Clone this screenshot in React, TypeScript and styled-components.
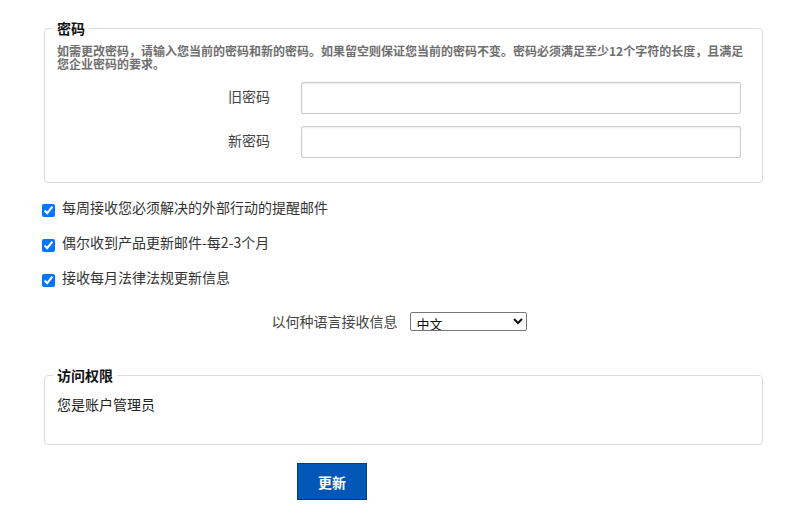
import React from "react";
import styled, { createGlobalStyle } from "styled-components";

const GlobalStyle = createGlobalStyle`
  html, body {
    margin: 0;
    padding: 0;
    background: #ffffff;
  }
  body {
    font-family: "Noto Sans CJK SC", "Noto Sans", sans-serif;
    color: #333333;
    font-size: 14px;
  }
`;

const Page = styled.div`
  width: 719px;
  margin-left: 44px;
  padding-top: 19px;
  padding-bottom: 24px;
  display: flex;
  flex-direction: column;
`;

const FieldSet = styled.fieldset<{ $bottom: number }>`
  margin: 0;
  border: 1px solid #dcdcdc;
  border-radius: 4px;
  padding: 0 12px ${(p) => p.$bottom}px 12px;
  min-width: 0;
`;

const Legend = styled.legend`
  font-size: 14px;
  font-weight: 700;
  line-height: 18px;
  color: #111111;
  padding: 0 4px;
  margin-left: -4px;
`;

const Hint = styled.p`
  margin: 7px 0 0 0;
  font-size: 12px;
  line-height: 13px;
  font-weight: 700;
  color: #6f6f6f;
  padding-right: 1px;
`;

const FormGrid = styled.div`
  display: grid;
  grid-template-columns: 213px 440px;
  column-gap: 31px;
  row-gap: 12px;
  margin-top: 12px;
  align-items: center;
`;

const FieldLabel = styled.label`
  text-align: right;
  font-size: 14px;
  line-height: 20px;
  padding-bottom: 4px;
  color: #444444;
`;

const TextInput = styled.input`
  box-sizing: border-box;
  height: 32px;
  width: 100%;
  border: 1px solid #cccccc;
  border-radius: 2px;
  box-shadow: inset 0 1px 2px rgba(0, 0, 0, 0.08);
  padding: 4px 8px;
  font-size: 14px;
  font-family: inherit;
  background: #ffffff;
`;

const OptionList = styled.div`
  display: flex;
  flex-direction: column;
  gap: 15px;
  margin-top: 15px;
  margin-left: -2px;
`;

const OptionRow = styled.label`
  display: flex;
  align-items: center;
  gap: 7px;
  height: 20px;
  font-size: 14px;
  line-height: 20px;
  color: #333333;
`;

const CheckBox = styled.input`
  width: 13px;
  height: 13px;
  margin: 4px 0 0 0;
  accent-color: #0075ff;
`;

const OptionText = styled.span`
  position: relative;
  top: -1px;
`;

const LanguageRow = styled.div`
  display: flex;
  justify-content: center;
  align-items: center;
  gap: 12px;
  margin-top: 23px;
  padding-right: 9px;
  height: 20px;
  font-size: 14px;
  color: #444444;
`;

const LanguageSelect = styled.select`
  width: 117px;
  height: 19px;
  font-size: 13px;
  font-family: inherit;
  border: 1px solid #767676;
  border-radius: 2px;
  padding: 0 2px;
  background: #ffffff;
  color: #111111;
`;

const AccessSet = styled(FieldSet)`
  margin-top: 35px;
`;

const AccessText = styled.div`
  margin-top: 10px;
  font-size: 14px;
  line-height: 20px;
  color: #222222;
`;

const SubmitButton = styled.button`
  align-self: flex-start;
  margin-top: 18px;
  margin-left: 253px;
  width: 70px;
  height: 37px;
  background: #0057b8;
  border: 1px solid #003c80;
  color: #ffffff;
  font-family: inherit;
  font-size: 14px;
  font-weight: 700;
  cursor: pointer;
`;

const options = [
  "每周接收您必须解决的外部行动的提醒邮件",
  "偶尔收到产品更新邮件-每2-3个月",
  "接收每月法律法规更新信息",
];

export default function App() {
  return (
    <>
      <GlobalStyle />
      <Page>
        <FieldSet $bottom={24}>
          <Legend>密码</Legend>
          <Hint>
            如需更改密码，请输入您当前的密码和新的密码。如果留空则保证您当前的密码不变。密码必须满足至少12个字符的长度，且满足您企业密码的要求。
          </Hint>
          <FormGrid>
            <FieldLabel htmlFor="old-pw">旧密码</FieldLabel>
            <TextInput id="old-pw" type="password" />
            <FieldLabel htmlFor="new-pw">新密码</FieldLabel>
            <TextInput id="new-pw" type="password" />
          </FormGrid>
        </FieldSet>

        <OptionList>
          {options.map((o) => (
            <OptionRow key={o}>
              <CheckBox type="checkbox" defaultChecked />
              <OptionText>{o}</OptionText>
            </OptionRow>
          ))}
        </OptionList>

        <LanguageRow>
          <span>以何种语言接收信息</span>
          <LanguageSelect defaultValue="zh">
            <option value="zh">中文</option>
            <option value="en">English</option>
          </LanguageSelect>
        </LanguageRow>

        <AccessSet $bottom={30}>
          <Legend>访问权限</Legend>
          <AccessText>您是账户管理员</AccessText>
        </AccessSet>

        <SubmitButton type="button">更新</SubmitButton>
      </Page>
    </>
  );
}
==
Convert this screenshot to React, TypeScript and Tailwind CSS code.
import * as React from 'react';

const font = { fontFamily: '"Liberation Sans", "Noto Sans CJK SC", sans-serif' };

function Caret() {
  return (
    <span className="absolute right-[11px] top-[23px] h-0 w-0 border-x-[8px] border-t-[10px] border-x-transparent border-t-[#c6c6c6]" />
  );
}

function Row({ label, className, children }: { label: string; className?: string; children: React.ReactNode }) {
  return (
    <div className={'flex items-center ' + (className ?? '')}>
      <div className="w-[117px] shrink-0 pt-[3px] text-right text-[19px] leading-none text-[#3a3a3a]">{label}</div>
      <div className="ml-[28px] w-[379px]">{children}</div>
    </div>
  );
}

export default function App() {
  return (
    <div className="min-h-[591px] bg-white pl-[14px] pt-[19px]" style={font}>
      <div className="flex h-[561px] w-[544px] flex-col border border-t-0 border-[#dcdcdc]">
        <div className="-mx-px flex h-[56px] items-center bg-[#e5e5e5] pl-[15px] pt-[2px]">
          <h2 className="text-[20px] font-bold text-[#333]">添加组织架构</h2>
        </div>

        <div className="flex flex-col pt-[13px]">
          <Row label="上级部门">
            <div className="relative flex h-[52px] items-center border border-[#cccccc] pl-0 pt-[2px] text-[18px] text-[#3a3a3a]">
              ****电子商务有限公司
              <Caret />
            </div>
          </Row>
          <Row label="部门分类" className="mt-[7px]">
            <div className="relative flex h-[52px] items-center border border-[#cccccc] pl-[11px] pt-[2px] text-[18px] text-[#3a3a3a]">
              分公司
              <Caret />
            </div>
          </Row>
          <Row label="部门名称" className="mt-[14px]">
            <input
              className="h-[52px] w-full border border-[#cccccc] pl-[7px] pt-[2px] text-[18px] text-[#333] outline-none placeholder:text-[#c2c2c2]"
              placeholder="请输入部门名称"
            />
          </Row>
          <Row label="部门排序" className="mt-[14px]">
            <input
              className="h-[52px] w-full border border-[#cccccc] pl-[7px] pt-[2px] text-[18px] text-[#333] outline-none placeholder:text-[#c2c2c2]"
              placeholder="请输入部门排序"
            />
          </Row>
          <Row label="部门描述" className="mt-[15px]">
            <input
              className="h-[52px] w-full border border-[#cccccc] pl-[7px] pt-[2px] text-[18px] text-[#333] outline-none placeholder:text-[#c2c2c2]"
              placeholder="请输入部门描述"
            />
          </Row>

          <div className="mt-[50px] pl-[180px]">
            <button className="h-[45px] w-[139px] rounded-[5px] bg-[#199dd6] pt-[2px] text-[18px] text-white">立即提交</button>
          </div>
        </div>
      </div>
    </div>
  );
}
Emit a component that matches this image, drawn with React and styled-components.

→ **What to work on**: Show the lines that mention the word "this".

→ **The completed task**:
Clone this screenshot in React, TypeScript and styled-components.
Convert this screenshot to React, TypeScript and Tailwind CSS code.
Emit a component that matches this image, drawn with React and styled-components.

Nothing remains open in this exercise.